I’ll admit, that corny ass music in the video really distracts from how abusive some of those strike outs were, but the important thing to note here is the number of swing through strike outs. Sure, sometimes he can catch a hitter off guard by going with a slider in an apparent fastball count and catch batters looking, but the Ks are coming primarily on swings over off speed pitches with late sink at the end. And as long as the fastball stayed in the mid 90’s, batters of the NL were gonna stay having Freddie Kruger type nightmares about his filthy ass curve ball that starts at the knees and ends up bouncing off the plate.

The problem with Lincecum since 2011 has been his inability to change to new constraints on his own velocity. Lincecum’s days as a power pitcher are done. That in itself is not too discouraging. (Shout out to Jamie Moyer and his 81 MPH retirement home fastball)

The discouragement came when he looked like a pitcher who didn’t know what to do when his velocity left him. Now batters didn’t have to gear up for a 97 MPH fastball to start the at bat. Now they were looking at 92 MPH. A 92 MPH fastball that didn’t always have the best location. A 92 MPH fastball that hitters didn’t have to start their swings hella early for. A 92 MPH fastball that didn’t exaggerate the change in speeds to the curve ball and change up that had gotten him so many outs. His strikeout numbers went from 261 in his first Cy Young year to 190 and 193 in 2012 and 2013. The funny thing about these numbers is that 190 strike outs is still pretty fuckin good. What the high strike out total points to, however, is a high pitch count. Baseball stat nerds like myself agree that of all the “new” numbers that the sabermatricians have come up with, the quality start stat is by far the lamest. It’s a stat that requires a pitcher to go at least six innings, giving up three runs or less. That’s a pretty average start by most standards, but Lincecum has found himself burning himself out by the fifth inning, leaving very little in his arm to pitch well in the sixth inning. The grand exception to this rule is that weird no hitter he threw against the Padres in 2013.

Fans used to worry about this 5’11, 170 pound man breaking down if the pitch count got too high and Bruce Bochy had to sit and watch as his under sized pitcher log 148 pitches. Most times when pitchers throw no hitters they make it look effortless. No body made a no-hitter look harder than when he did it (with the exception of Edwin Jackson).

That no-hitter was cool and all, and it gave fans some (false) hope that maybe this is when Lincecum would figure out how to be dominant again, but 2013 was a lost year for him and the team. And then, because he enjoys destroying the Padres, he turns around and no-hits the them again. And it looked like his “Fuck Yo Hopes And Dreams” curve ball was back.

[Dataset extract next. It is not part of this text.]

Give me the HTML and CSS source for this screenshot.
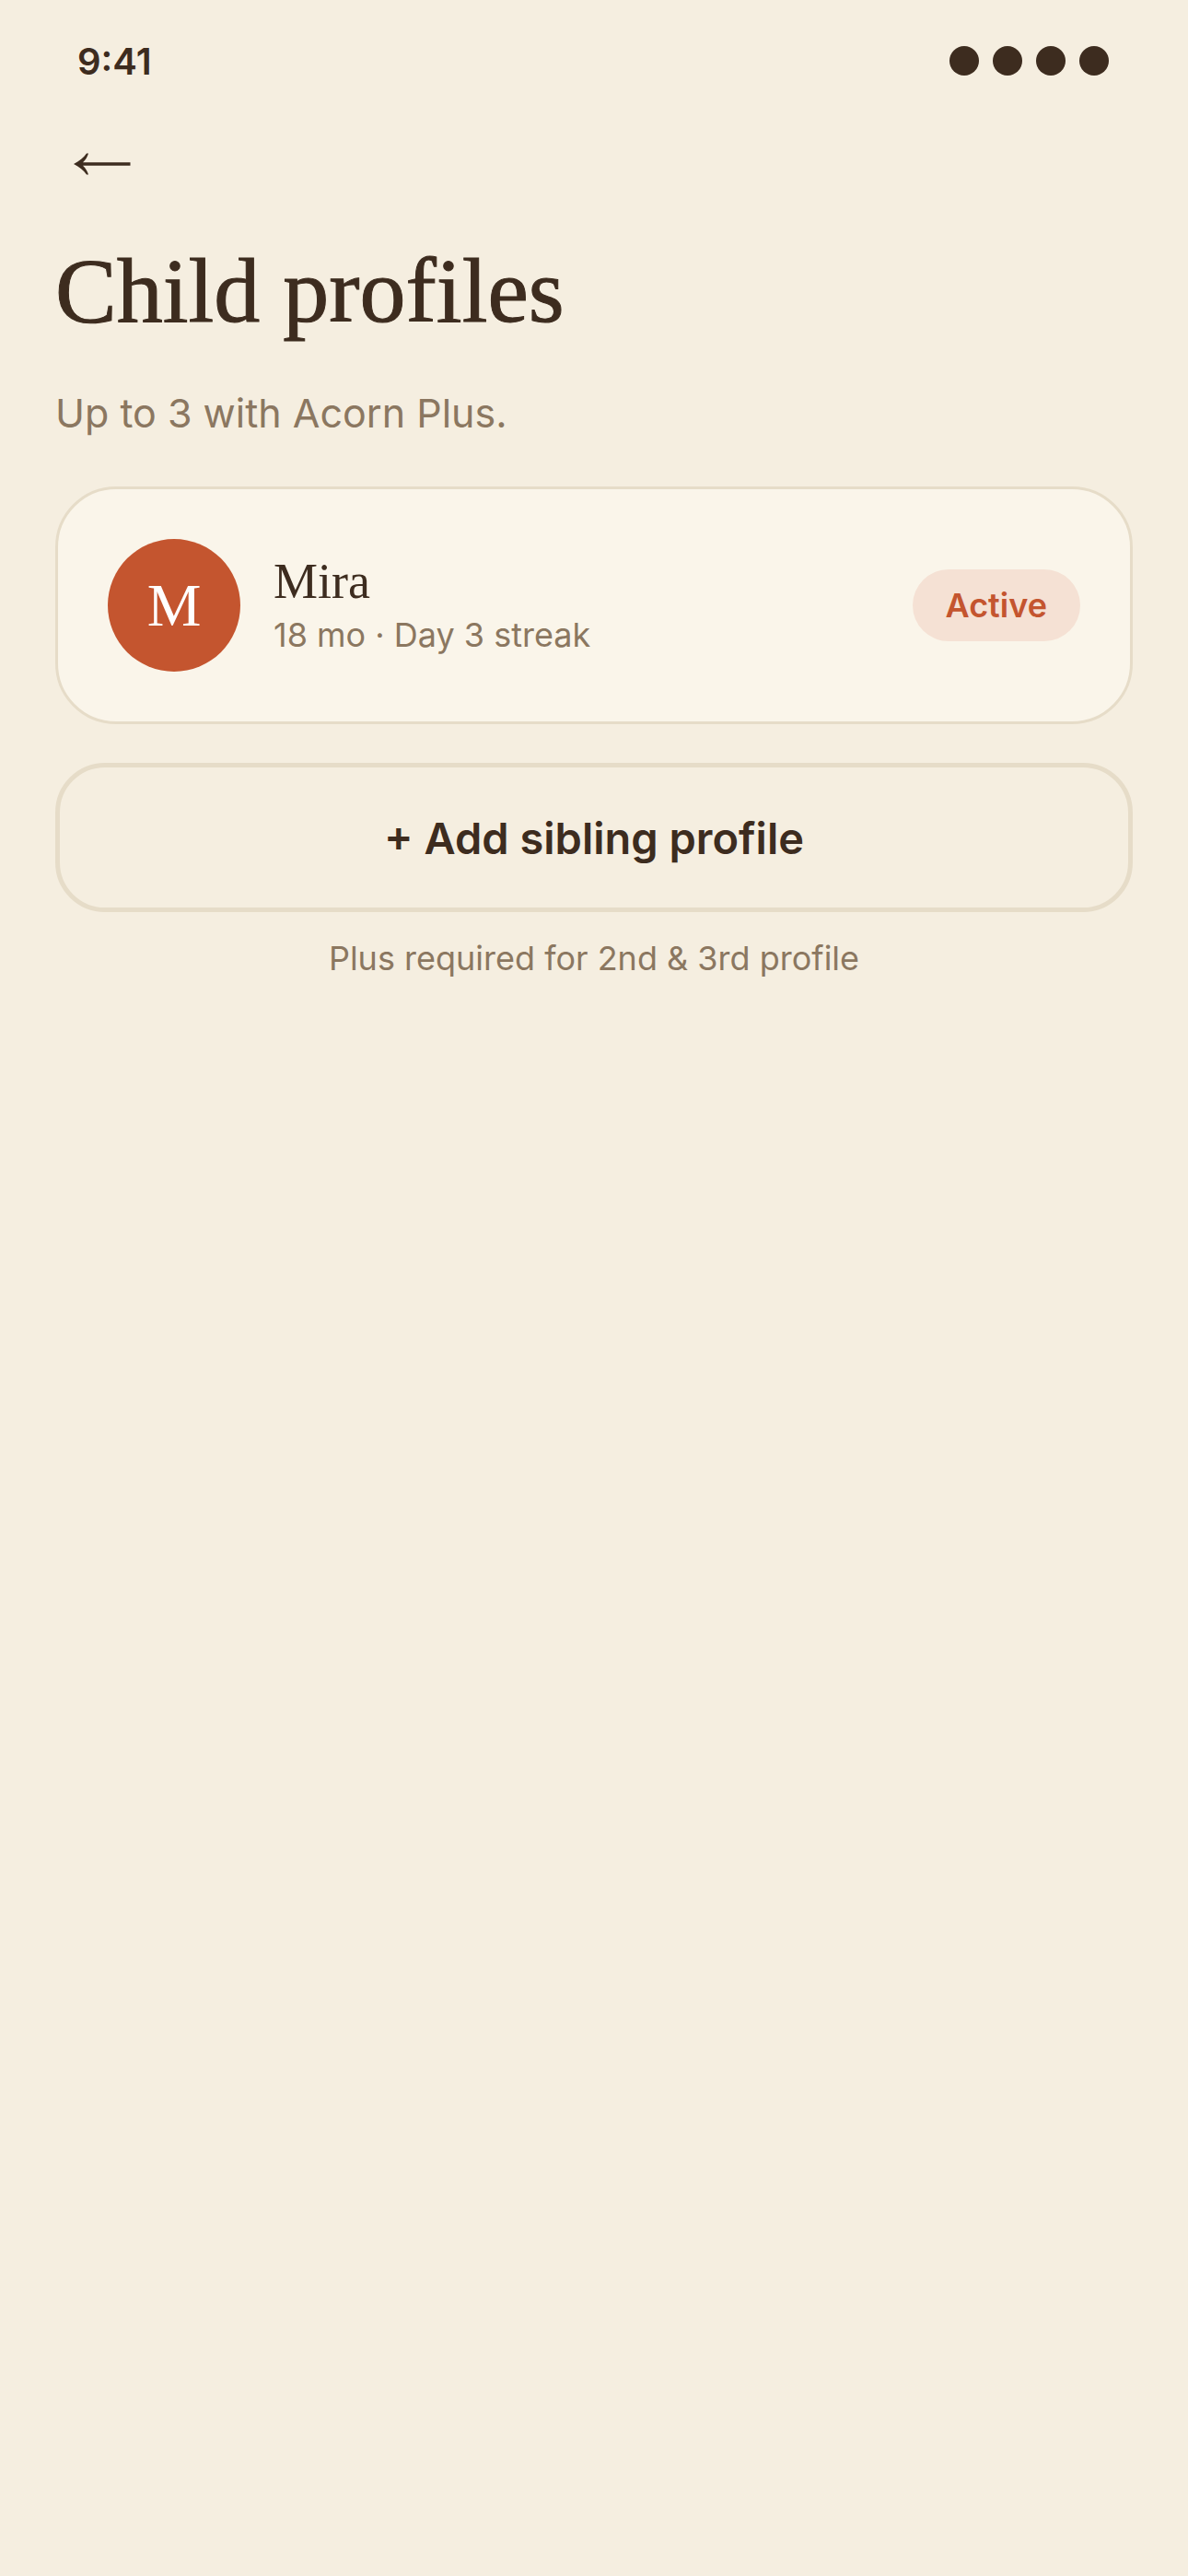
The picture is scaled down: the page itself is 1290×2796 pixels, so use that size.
FILE: index.html
```html
<!DOCTYPE html>
<html lang="en">
<head>
    <meta charset="UTF-8">
    <meta name="viewport" content="width=device-width, initial-scale=1.0">
    <title>Child profiles</title>
    <link rel="stylesheet" href="styles.css">
</head>
<body>
<header class="status-bar">
    <span class="time">9:41</span>
    <div class="dots">
        <span class="dot"></span>
        <span class="dot"></span>
        <span class="dot"></span>
        <span class="dot"></span>
    </div>
</header>
<main>
    <button type="button" class="back" aria-label="Back">
        <svg width="62" height="24" viewBox="0 0 62 24">
            <path d="M0 12C6 9 11 5 14 0.500L16 0.500C15 4 13 7.500 10 10.300H61.500V13.700H10C13 16.500 15 20 16 23.500L14 23.500C11 19 6 15 0 12Z"/>
        </svg>
    </button>
    <h1>Child profiles</h1>
    <p class="subtitle">Up to 3 with Acorn Plus.</p>

    <section class="card">
        <div class="avatar">M</div>
        <div class="info">
            <h2>Mira</h2>
            <p>18 mo · Day 3 streak</p>
        </div>
        <span class="badge">Active</span>
    </section>

    <button type="button" class="add">+ Add sibling profile</button>
    <p class="note">Plus required for 2nd &amp; 3rd profile</p>
</main>
</body>
</html>
```
FILE: styles.css
```css
* {
    box-sizing: border-box;
}
body {
    font-family: Inter, 'Liberation Sans', sans-serif;
    margin: 0;
    min-height: 100vh;
    background-color: #f5eee0;
    color: #3d2c1f;
}
h1, h2, p {
    margin: 0;
    font-weight: 400;
}
h1, h2, .avatar {
    font-family: 'Liberation Serif', serif;
}
button {
    font-family: inherit;
    color: inherit;
    background: none;
    cursor: pointer;
}
.status-bar {
    display: flex;
    justify-content: space-between;
    align-items: center;
    height: 132px;
    padding: 0 86px 0 84px;
}
.time {
    font-size: 40px;
    font-weight: 600;
}
.dots {
    display: flex;
    gap: 15px;
}
.dot {
    width: 32px;
    height: 32px;
    border-radius: 50%;
    background-color: #3d2c1f;
}
main {
    padding: 0 60px;
}
.back {
    display: flex;
    align-items: center;
    height: 92px;
    padding: 0 20px;
    border: none;
}
.back svg {
    fill: #3d2c1f;
}
h1 {
    margin-top: 32px;
    font-size: 100px;
    line-height: 120px;
    -webkit-text-stroke: 1px #3d2c1f;
}
.subtitle {
    margin: 42px 0 50px;
    font-size: 43px;
    line-height: 60px;
    color: #8b7760;
}
.card {
    display: flex;
    align-items: center;
    gap: 36px;
    padding: 54px;
    border: 3px solid #e6dcc8;
    border-radius: 66px;
    background-color: #faf5ea;
}
.avatar {
    width: 144px;
    height: 144px;
    border-radius: 50%;
    background-color: #c4552f;
    color: #fff;
    font-size: 66px;
    line-height: 144px;
    text-align: center;
}
.info {
    flex: 1;
}
.info h2 {
    margin-bottom: 4px;
    font-size: 54px;
    line-height: 60px;
}
.info p {
    font-size: 36px;
    line-height: 48px;
    color: #8b7760;
}
.badge {
    padding: 0 36px;
    border-radius: 39px;
    background-color: #f5e1d4;
    color: #c4552f;
    font-size: 36px;
    font-weight: 600;
    line-height: 78px;
}
.add {
    display: block;
    width: 100%;
    height: 162px;
    margin-top: 42px;
    border: 5px solid #e6dcc8;
    border-radius: 54px;
    font-size: 47px;
    font-weight: 600;
}
.note {
    margin-top: 26px;
    font-size: 36px;
    line-height: 48px;
    color: #8b7760;
    text-align: center;
}
```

But, this was a different type of dominance. Lincecum got his strikeouts because that’s just what he does. But for one of the few times in his career, he wasn’t relying on the punch out. Even the last out of this game was a breaking pitch low in the zone that got a harmless ground out to second. If we can all take a second and forget that the Padres appear to be the only team in 2014 still playing in the dead ball era, we can start to see signs that maybe the pitcher who used to have untouchable stuff is now learning to pitch to contact. He still had six strike outs in his no hitter on June, 25, 2014, but he only threw 113 pitches with a walk. When looking at the season-long trends in 2014 as compared to his previous two seasons it appears that Lincecum is actually about to turn it around. His ERA has been on a decline since May, where it was up around 7.20. Even his strikeout totals don’t appear to be too far off from his career average.

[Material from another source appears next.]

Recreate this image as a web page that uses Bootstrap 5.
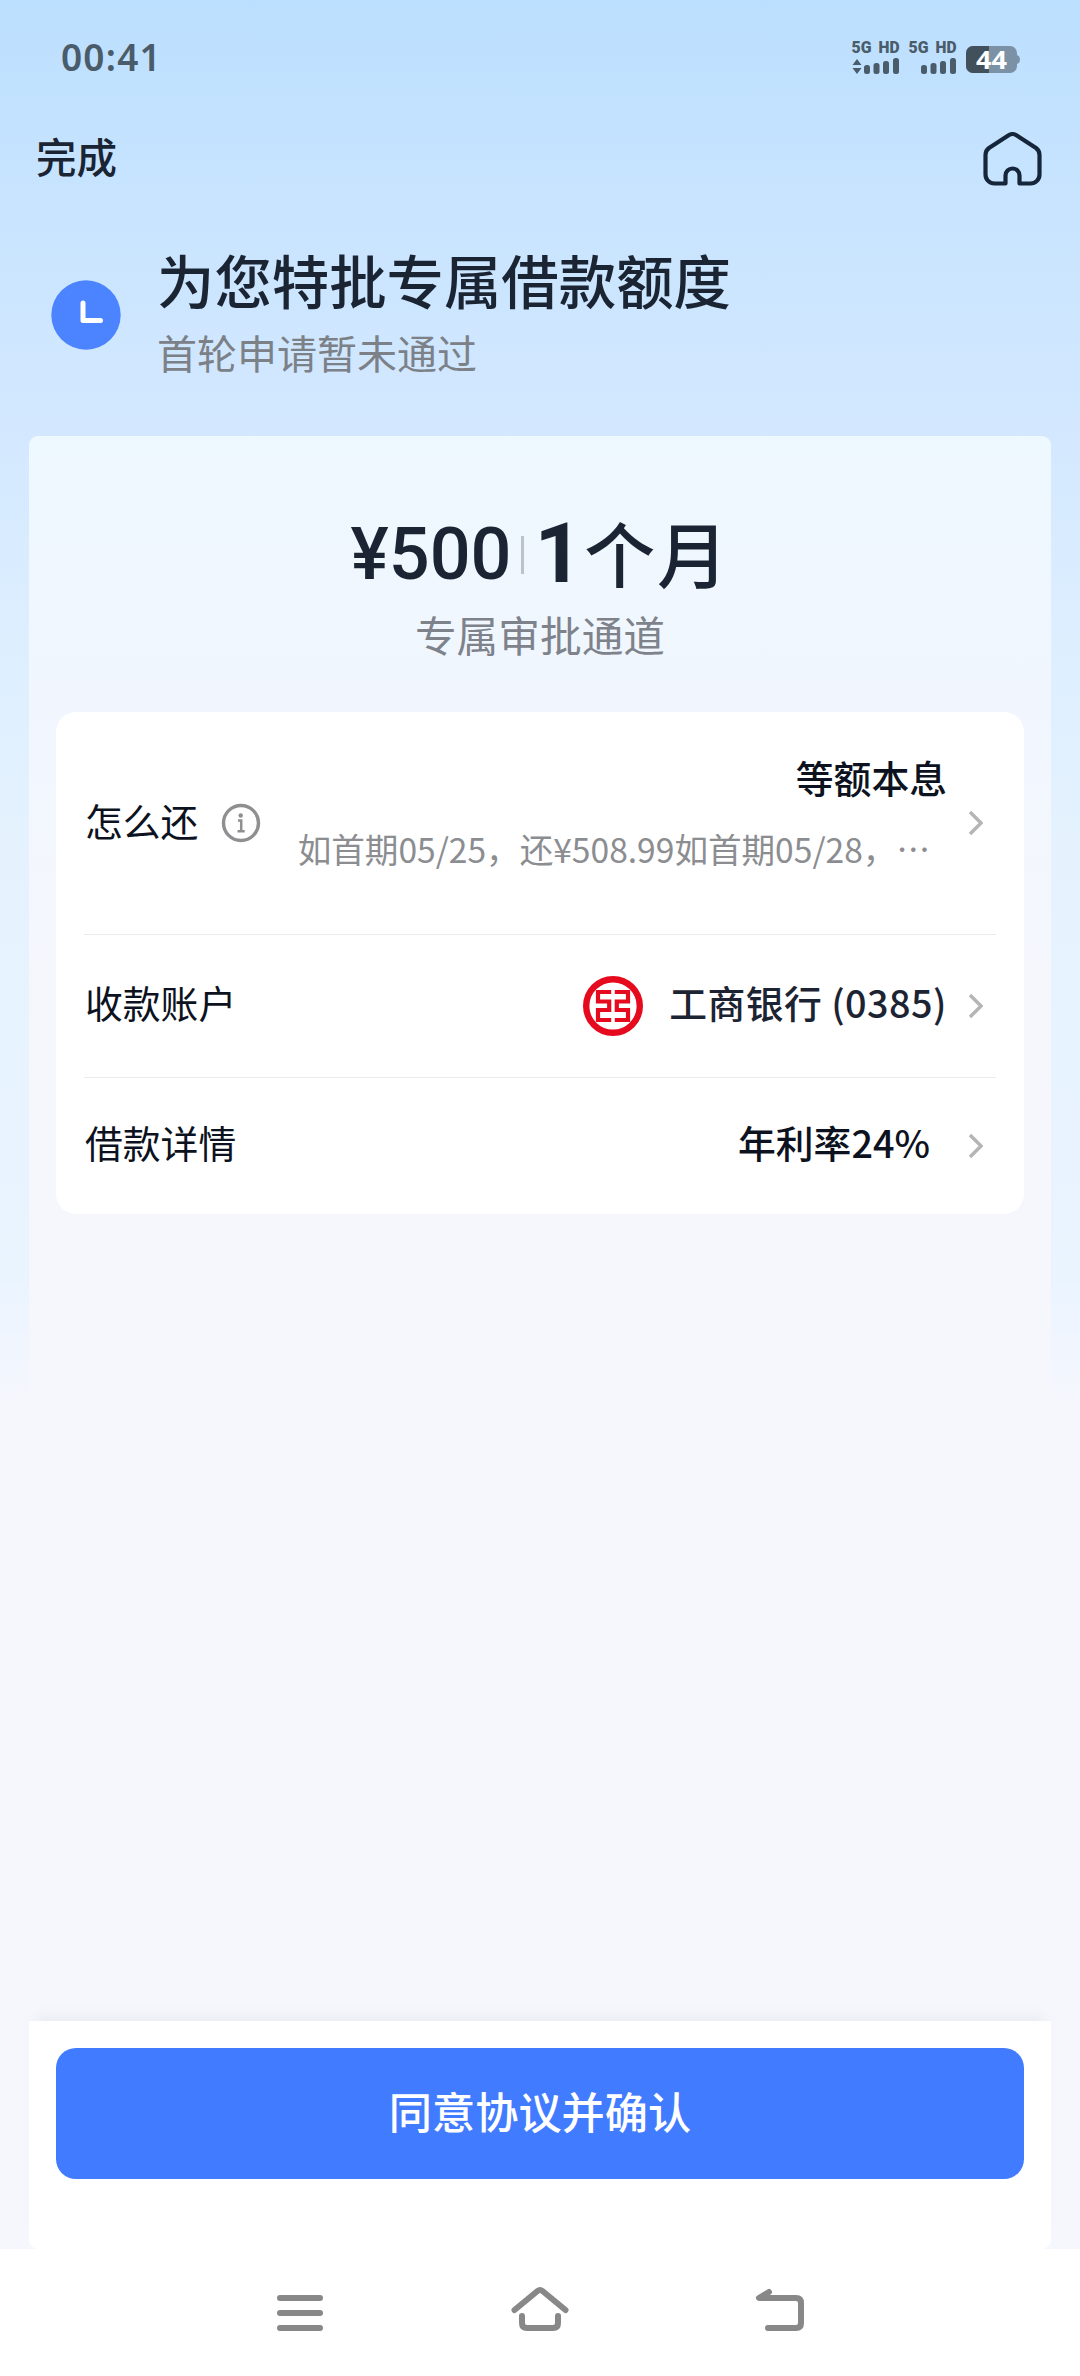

Its too early to tell what kind of pitcher Big Time Timmy Jim will be the rest of his career. He could become a ground ball pitcher or he could use the sink on his pitches to finesse his way to high strike out totals. Whatever form his pitching style takes, if he is able to be figure out a way to get outs at a rate even remotely close to what he was doing in 2010 then he can still be a cornerstone player for the Giants. This is a team that won a World Series in 2012 while their Freaky Franchise player didn’t even make the postseason starting rotation. (Remember when all the Giants fans cringed as Barry Zito took the mound and the team finally felt like they got their money’s worth when he shut down the Cardinals in the 2012 NLCS? It was redemption story so perfect/corny I felt like I was watching a Disney movie starring Emilio Estevez.) Anyway, with the Giants battling with the Dodgers fr for first place in the NL West, some fans are going to argue that the Giants need another strong arm in the rotation to put them over the top. If Lincecum starts throwing his abusive curve every once in a while, maybe the front office can address some other needs. Needs like getting the Barry Zito redemption movie script to Steven Spielberg. Just think about it, he could make the movie in 3D so the numbers on that stupid ass $126 million contract pop right out off the screen.